Hence, we have, $P(B|A)=P(B)$, and this is precisely another way of writing the first defination of independence (swap A and B).

Answer 6

There are only so many ways to prove the equivalence of the two forms of independence. However, as with most somewhat difficult concepts, a particular approach may resonate better with someone than other approaches. So at the risk of possibly duplicating someone else's formulas, I will present my approach along with my explanations.

---

Equivalence of the Two Forms

Suppose that $$ P(A\mid B)=P(A\mid B')\tag1 $$ Then $$ \begin{align} P(A) &=P(A\cap B)+P(A\cap B')\tag{2a}\\[3pt] &=P(A\mid B)P(B)+P(A\mid B')P(B')\tag{2b}\\[3pt] &=P(A\mid B)P(B)+P(A\mid B)(1-P(B))\tag{2c}\\[3pt] &=P(A\mid B)\tag{2d} \end{align} $$ Explanation:
$\text{(2a)}$: Disjoint Union
$\text{(2b)}$: Bayes' Theorem
$\text{(2c)}$: apply $(1)$ and Disjoint Union
$\text{(2d)}$: simplify

Suppose that $$ P(A\mid B)=P(A)\tag3 $$ Then $$ \begin{align} P(A\mid B') &=\frac{P(A\cap B')}{P(B')}\tag{4a}\\ &=\frac{P(A)-P(A\cap B)}{P(B')}\tag{4b}\\ &=\frac{P(A\mid B)-P(A\mid B)P(B)}{P(B')}\tag{4c}\\[5pt] &=P(A\mid B)\tag{4d} \end{align} $$ Explanation:
$\text{(4a)}$: Bayes' Theorem
$\text{(4b)}$: Disjoint Union
$\text{(4c)}$: apply $(3)$ and Bayes' Theorem
$\text{(4d)}$: Disjoint Union and simplify

---

Disjoint Union

By Disjoint Union, we mean that when $P(A\cap B)=0$, we have $P(A\cup B)=P(A)+P(B)$. This can be viewed as an application of the Inclusion-Exclusion Principle. We use it here to say that $P(A\cap B)+P(A\cap B')=P(A)$ and $P(B)+P(B')=1$.

Answer 7

How is $P(A|B′)=P(A|B)$ the definition for independence of events $A,B$?
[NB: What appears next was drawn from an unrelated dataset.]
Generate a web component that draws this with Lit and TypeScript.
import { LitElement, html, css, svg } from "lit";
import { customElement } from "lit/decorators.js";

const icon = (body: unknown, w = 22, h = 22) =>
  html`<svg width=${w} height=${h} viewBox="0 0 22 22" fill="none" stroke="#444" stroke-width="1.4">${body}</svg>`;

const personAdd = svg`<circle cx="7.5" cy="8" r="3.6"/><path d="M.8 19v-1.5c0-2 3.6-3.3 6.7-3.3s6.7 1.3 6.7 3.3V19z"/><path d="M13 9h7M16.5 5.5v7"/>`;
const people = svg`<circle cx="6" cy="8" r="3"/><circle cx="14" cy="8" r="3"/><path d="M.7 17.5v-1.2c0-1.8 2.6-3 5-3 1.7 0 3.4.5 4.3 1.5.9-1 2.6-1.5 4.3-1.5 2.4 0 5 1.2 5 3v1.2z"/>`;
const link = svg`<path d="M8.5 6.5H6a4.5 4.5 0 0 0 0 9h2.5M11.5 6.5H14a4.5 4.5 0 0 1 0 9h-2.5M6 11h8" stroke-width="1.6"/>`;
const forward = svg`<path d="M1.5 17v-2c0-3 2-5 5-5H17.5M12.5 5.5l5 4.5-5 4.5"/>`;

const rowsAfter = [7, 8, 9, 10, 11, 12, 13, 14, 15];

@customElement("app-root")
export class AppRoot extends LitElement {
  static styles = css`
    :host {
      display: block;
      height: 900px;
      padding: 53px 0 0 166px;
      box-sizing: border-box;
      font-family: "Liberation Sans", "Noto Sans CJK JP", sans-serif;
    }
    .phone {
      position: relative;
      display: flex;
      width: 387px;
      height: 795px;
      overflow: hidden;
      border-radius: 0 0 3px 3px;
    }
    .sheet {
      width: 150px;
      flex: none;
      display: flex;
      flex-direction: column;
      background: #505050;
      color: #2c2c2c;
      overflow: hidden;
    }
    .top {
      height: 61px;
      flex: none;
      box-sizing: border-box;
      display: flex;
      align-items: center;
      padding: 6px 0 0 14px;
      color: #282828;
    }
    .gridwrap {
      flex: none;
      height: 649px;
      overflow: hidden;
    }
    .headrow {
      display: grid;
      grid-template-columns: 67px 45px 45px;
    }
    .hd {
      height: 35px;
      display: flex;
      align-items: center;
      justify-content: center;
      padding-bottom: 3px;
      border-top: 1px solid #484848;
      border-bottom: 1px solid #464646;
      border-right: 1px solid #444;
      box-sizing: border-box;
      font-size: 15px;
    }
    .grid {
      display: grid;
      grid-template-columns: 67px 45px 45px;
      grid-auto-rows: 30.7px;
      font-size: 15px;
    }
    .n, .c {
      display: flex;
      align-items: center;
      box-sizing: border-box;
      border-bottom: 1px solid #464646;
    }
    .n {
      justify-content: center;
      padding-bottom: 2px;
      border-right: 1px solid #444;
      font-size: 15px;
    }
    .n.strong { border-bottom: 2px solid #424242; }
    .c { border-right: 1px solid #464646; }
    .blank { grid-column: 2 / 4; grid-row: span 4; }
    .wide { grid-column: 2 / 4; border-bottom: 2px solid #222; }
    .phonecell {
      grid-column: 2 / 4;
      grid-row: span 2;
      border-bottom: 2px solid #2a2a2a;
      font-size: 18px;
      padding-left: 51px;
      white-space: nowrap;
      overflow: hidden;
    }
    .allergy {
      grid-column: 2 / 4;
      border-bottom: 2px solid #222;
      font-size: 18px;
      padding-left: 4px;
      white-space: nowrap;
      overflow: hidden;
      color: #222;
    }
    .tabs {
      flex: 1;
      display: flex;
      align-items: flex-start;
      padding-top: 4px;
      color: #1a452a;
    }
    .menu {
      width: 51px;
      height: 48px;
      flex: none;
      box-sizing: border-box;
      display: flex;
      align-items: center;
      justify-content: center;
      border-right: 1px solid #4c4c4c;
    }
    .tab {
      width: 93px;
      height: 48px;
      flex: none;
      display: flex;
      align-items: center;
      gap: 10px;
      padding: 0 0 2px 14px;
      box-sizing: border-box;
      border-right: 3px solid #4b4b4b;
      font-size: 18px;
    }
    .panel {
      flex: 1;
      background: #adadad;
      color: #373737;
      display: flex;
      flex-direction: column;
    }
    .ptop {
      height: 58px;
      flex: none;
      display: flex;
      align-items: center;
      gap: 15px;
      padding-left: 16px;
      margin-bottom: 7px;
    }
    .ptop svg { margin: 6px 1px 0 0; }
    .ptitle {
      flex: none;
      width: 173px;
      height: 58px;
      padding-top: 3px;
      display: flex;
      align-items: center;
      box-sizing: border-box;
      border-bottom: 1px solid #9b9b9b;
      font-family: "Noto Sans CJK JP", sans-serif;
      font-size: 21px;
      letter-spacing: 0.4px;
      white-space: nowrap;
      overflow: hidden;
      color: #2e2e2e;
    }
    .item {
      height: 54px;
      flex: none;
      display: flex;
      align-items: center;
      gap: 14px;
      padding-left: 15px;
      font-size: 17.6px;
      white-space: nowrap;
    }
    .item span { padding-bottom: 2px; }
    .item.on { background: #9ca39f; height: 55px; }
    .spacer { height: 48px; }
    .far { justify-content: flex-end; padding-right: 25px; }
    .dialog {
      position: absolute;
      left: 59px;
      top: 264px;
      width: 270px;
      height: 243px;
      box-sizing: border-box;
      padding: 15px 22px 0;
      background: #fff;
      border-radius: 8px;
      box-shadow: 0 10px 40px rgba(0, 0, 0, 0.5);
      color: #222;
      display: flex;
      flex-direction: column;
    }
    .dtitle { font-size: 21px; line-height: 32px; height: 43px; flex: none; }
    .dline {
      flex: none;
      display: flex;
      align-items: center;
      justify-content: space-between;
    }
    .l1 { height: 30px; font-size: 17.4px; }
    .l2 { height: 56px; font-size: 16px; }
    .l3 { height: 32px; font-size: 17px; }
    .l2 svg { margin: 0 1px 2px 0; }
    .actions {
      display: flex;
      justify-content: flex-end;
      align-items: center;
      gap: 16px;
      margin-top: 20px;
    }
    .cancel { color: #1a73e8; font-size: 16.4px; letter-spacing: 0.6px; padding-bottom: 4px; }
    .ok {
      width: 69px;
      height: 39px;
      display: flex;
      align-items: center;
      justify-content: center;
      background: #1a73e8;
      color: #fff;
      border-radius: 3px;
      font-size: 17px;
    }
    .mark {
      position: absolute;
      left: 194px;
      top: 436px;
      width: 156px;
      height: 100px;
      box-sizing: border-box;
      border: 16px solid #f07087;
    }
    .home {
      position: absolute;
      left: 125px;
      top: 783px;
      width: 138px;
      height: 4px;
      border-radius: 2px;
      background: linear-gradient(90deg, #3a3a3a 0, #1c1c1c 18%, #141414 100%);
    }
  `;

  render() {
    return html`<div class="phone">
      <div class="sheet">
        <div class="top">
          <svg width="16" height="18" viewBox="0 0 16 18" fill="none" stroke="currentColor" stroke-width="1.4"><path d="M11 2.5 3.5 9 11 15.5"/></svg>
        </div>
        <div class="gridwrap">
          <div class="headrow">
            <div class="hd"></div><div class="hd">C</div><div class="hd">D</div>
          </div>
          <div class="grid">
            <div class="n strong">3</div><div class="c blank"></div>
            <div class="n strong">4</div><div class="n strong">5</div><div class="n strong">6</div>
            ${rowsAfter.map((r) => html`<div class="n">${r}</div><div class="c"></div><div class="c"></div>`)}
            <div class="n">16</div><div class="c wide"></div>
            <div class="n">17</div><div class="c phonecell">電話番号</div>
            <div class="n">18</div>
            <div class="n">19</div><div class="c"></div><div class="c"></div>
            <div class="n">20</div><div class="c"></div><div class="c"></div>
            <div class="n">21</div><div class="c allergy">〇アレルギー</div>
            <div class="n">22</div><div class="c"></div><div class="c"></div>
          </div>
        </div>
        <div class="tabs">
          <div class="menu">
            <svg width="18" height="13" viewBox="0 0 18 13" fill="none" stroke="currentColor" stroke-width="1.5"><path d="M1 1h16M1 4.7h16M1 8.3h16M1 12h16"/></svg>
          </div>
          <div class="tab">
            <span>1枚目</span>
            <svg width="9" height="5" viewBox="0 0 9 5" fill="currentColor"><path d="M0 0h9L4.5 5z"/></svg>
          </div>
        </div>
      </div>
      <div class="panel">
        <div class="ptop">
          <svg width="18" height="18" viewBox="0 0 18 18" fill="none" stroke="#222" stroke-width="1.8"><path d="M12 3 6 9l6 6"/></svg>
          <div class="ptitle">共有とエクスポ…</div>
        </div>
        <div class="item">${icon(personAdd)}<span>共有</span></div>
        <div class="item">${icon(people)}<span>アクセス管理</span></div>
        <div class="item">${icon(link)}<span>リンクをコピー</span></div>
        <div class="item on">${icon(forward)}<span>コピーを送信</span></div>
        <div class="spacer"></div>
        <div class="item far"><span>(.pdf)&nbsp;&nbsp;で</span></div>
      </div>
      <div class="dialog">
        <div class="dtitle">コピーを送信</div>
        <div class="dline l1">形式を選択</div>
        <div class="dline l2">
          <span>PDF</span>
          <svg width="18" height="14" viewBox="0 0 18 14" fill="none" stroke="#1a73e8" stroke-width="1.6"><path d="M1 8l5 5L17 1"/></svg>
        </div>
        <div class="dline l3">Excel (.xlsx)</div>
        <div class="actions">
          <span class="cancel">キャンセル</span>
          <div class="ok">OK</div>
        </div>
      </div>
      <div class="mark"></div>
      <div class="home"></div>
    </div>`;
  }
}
The equality says that whether given that $B$ occurs or not, we shall have the same expectation that $A$ occurs. IE: Our probability measure for $A$ is not dependent on the occurrence of $B$.

That means exactly that: event $A$ is independent of event $B$.